İstanbul’da bunu uygulayabilmek çok zor. Toprağı müsait olan şehirlerde bu proje çok rahat uygulanabilir. İstanbul’da Çevre ve Şehircilik Bakanlığı yeni proje uyguluyor. Benim dediğim sistem diğer şehirlerde çok rahat uygulanabilecek bir sistem. Bu uygulandığı takdirde sorunların büyük bir bölümü çözülecektir.

Eski binalar yıkılmak zorunda. Yaptığınız yer 50-100 yıl kalacak. Planlama aşamasında yanlışlık olursa başınıza bela olur. Daha sonrasında orda o bela başınızda kalır. TOKİ’de birçok şehirde uygulanan projeler var. Çok iyi projeler var ve depreme dayanıklı yapılar yapılıyor. Bu yapılanlar bütün Türkiye’ye örnek teşkil ediliyor.

Bir projeye başladığınızda ilk önce tepkiler geliyor. Bizim mizacımızda ilk önce muhalefet etmek var. Erciyes Dağı’ndaki projeye karşı çıktılar. Gazeteci arkadaşları aldım Avrupa’ya götürdüm. Kayak merkezlerinin bol olduğu bölgeler. Kayseri sanayi bölgesi ama 400 milyon dolar kazanıyor. İnsanlar 3.5 milyon dolar para kazanıyorlar kış sezonunda. Kayseri’de kayak merkezi projesinin de yüzde 80’i tamamlandı.

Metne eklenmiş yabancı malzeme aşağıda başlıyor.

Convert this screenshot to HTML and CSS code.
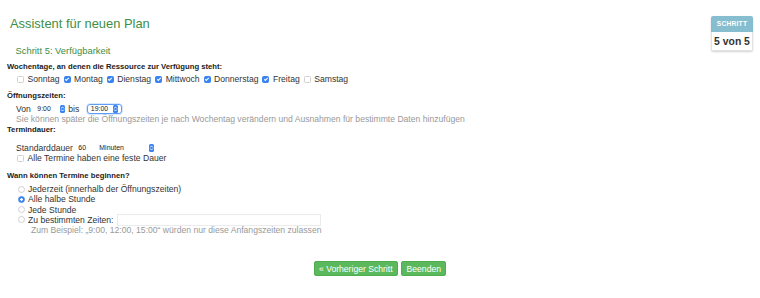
FILE: index.html
```html
<!DOCTYPE html>
<html lang="de">
<head>
    <meta charset="UTF-8">
    <meta name="viewport" content="width=device-width, initial-scale=1.0">
    <title>Assistent für neuen Plan</title>
    <link rel="stylesheet" href="styles.css">
</head>
<body>
    <div class="wizard">
        <div class="step-badge">
            <div class="step-badge-head">Schritt</div>
            <div class="step-badge-body">5 von 5</div>
        </div>

        <h1 class="title">Assistent für neuen Plan</h1>
        <h2 class="step">Schritt 5: Verfügbarkeit</h2>

        <div class="field field-days">
            <div class="field-label">Wochentage, an denen die Ressource zur Verfügung steht:</div>
            <div class="days">
                <label><input type="checkbox">Sonntag</label>
                <label><input type="checkbox" checked>Montag</label>
                <label><input type="checkbox" checked>Dienstag</label>
                <label><input type="checkbox" checked>Mittwoch</label>
                <label><input type="checkbox" checked>Donnerstag</label>
                <label><input type="checkbox" checked>Freitag</label>
                <label><input type="checkbox">Samstag</label>
            </div>
        </div>

        <div class="field field-hours">
            <div class="field-label">Öffnungszeiten:</div>
            <div class="row hours-row">
                <span>Von</span>
                <span class="select select-from">
                    <select><option>9:00</option></select>
                    <svg class="stepper" width="5" height="8" viewBox="0 0 10 16"><rect width="10" height="16" rx="3" fill="#3b84f0"/><path d="M2.6 6.4 5 4l2.4 2.4M2.6 9.6 5 12l2.4-2.4" stroke="#fff" stroke-width="1.7" fill="none" stroke-linecap="round" stroke-linejoin="round"/></svg>
                </span>
                <span class="bis">bis</span>
                <span class="select select-to focus">
                    <select><option>19:00</option></select>
                    <svg class="stepper" width="5" height="8" viewBox="0 0 10 16"><rect width="10" height="16" rx="3" fill="#3b84f0"/><path d="M2.6 6.4 5 4l2.4 2.4M2.6 9.6 5 12l2.4-2.4" stroke="#fff" stroke-width="1.7" fill="none" stroke-linecap="round" stroke-linejoin="round"/></svg>
                </span>
            </div>
            <div class="hint">Sie können später die Öffnungszeiten je nach Wochentag verändern und Ausnahmen für bestimmte Daten hinzufügen</div>
        </div>

        <div class="field field-duration">
            <div class="field-label">Termindauer:</div>
            <div class="row duration-row">
                <span>Standarddauer</span>
                <input class="num-input" type="text" value="60">
                <span class="select select-unit">
                    <select><option>Minuten</option></select>
                    <svg class="stepper" width="5" height="8" viewBox="0 0 10 16"><rect width="10" height="16" rx="3" fill="#3b84f0"/><path d="M2.6 6.4 5 4l2.4 2.4M2.6 9.6 5 12l2.4-2.4" stroke="#fff" stroke-width="1.7" fill="none" stroke-linecap="round" stroke-linejoin="round"/></svg>
                </span>
            </div>
            <label class="check-row"><input type="checkbox">Alle Termine haben eine feste Dauer</label>
        </div>

        <div class="field field-start">
            <div class="field-label">Wann können Termine beginnen?</div>
            <div class="radios">
                <label class="radio-row"><input type="radio" name="start">Jederzeit (innerhalb der Öffnungszeiten)</label>
                <label class="radio-row"><input type="radio" name="start" checked>Alle halbe Stunde</label>
                <label class="radio-row"><input type="radio" name="start">Jede Stunde</label>
                <label class="radio-row"><input type="radio" name="start">Zu bestimmten Zeiten:<input class="times-input" type="text"></label>
                <div class="hint hint-times">Zum Beispiel: „9:00, 12:00, 15:00“ würden nur diese Anfangszeiten zulassen</div>
            </div>
        </div>

        <div class="actions">
            <button class="btn">« Vorheriger Schritt</button>
            <button class="btn">Beenden</button>
        </div>
    </div>
</body>
</html>
```

FILE: styles.css
```css
body {
    margin: 0;
    font-family: "Liberation Sans", Arial, sans-serif;
    font-size: 8.6px;
    color: #333;
    background-color: #fff;
}

.wizard {
    display: flow-root;
    padding: 0 7px;
}

/* step counter in the corner */
.step-badge {
    float: right;
    margin-top: 16px;
    width: 42px;
    text-align: center;
    border-radius: 2px;
    overflow: hidden;
    box-shadow: 0 1px 2px rgba(0, 0, 0, 0.18);
}

.step-badge-head {
    height: 16px;
    line-height: 16px;
    background-color: #86bdcf;
    color: #fff;
    font-size: 6.7px;
    font-weight: bold;
    text-transform: uppercase;
    letter-spacing: 0.2px;
}

.step-badge-body {
    height: 18px;
    line-height: 19px;
    border: 1px solid #e2e2e2;
    border-top: none;
    font-size: 10.4px;
    font-weight: bold;
    color: #333;
}

.title {
    margin: 15.5px 0 0 3px;
    font-size: 12.9px;
    line-height: 16px;
    font-weight: normal;
    color: #3d8e46;
}

.step {
    margin: 13.7px 0 0 8.5px;
    font-size: 9.4px;
    line-height: 11px;
    font-weight: normal;
    color: #3d8e46;
}

.field-label {
    font-size: 7.7px;
    line-height: 10px;
    font-weight: bold;
    color: #222;
}

.field-days { margin-top: 6px; }
.field-hours { margin-top: 6px; }
.field-duration { margin-top: 1px; }
.field-start { margin-top: 8px; }

.days {
    display: flex;
    gap: 4px;
    margin-top: 1.5px;
    padding-left: 10px;
    height: 11px;
    line-height: 11px;
}

.days label,
.check-row,
.radio-row {
    display: flex;
    align-items: center;
}

.row {
    display: flex;
    align-items: center;
    height: 10px;
    line-height: 10px;
    padding-left: 9px;
}

.hours-row { margin-top: 3px; }
.duration-row { margin-top: 8px; }

.hint {
    padding-left: 9px;
    line-height: 10px;
    color: #999;
}

/* checkboxes and radios */
input[type="checkbox"],
input[type="radio"] {
    appearance: none;
    -webkit-appearance: none;
    position: relative;
    box-sizing: border-box;
    width: 7px;
    height: 7px;
    margin: 0 3.5px 0 0;
    border: 1px solid #d0d0d0;
    background-color: #fff;
    flex-shrink: 0;
}

input[type="checkbox"] {
    border-radius: 1.5px;
}

input[type="checkbox"]:checked {
    background-color: #3b84f0;
    border-color: #3b84f0;
}

input[type="checkbox"]:checked::after {
    content: "";
    position: absolute;
    left: 1.6px;
    top: 0.2px;
    width: 1.4px;
    height: 3px;
    border: solid #fff;
    border-width: 0 1.1px 1.1px 0;
    transform: rotate(45deg);
}

input[type="radio"] {
    border-radius: 50%;
}

input[type="radio"]:checked {
    border-color: #3b84f0;
    background: radial-gradient(circle, #fff 0 1.1px, #3b84f0 1.5px);
}

.check-row {
    margin-top: 0.5px;
    padding-left: 10px;
    height: 10px;
    line-height: 10px;
}

.radios {
    margin-top: 3px;
    padding-left: 11px;
}

.radio-row {
    height: 10.2px;
    line-height: 10.2px;
}

.radio-row input[type="radio"] {
    margin-right: 3px;
}

.hint-times {
    padding-left: 13px;
    line-height: 10.2px;
}

.times-input {
    box-sizing: border-box;
    width: 204px;
    height: 11.5px;
    margin: 0 0 0 3px;
    padding: 0;
    border: 1px solid #ebebeb;
    background-color: #fff;
}

/* selects with the blue stepper */
.select {
    display: inline-flex;
    align-items: center;
    box-sizing: border-box;
    height: 10px;
    border: 1px solid transparent;
    border-radius: 3px;
}

.select select {
    appearance: none;
    -webkit-appearance: none;
    height: 9px;
    margin: 0;
    padding: 0;
    border: none;
    background: transparent;
    font-family: "Liberation Sans", Arial, sans-serif;
    font-size: 6.9px;
    line-height: 9px;
    color: #222;
    outline: none;
}

.select-from {
    margin-left: 1.5px;
    padding: 0 1px 0 4px;
}

.select-from select { width: 23px; }

.bis { margin-left: 1px; }

.select-to {
    margin-left: 7.5px;
    padding: 0 3px 0 3px;
    border: 1.2px solid #5e9ef5;
    box-shadow: 0 0 0 0.6px rgba(94, 158, 245, 0.45);
}

.select-to select { width: 22.5px; }

.select-unit {
    margin-left: 1px;
    padding: 0 2px 0 5px;
}

.select-unit select { width: 50px; }

.stepper {
    display: block;
    flex-shrink: 0;
}

.num-input {
    box-sizing: border-box;
    width: 18px;
    height: 10px;
    margin: 0 0 0 1.5px;
    padding: 0 3px;
    border: 1px solid transparent;
    font-family: "Liberation Sans", Arial, sans-serif;
    font-size: 6.9px;
    color: #222;
    background: transparent;
}

.actions {
    display: flex;
    justify-content: center;
    gap: 3px;
    margin-top: 25.7px;
}

.btn {
    height: 15.5px;
    padding: 0 4.5px;
    font-family: "Liberation Sans", Arial, sans-serif;
    font-size: 8.6px;
    color: #fff;
    background-color: #5cb85c;
    border: 1px solid #4cae4c;
    border-radius: 2px;
    cursor: pointer;
}
```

Toplamda 200 kilometreye uzayacak pistler olacak. Türkiye’nin en önemli kayak merkezi olacak. Ekonomiye de dehşet bir katkısı olacak. Elimizdeki ürün tam hazır olmadığı için tam olarak reklama girmedik. Çok düşük profilli bir tanıtıma girdik. Kayak severler bunu çok yakından takip ediyorlar. İşlerimiz bittiği zaman müşteri sıkıntımız olmayacak. Erciyes Dağı’na son 4 ay içinde inip çıkan insan sayısı bir milyondan fazla şu anda.

Kayseri şu anda Erciyes Dağı ile daha çok anılacak. Hazırladığımız projede 3’lü proje hazırladık. Birincisi kayak merkezi, ikincisi Kapadokya bölgesi, üçüncüsü ise 6 bin yıllık geçmişi olan şehirde 5 medeniyete ait eserler var.

Çok hızlı bir değişim çağındayız. Belediyeler de bu değişime ayak uydurmalıdır. Raylı sistem sene sonunda 35 kilometrelik bir hatta ulaşacak.

Eskiden bisiklet fakirlik arabasıydı, artık insanlar kullanmaya başladı. Bunu görünce de benim hoşuma gidiyor. Son dönemde Kayseri’yi geleceğe nasıl taşırız şimdi her bir alanda bununla uğraşıyoruz. Eğitim alanında da çalışmalarımız sürüyor. 4 üniversitemiz var ve bütün binaları hayırseverlerimiz yapıyor.

Bu değişim çağında belediyeciliğin yol, su ve park olmadığını göstermiş olduk. Eğer belediye başkanı olarak ben bırakıp giderken insanların aradığı her şeyi bırakıp gidebilmişsem ben görevimi yapmış olduğumu düşüneceğim.”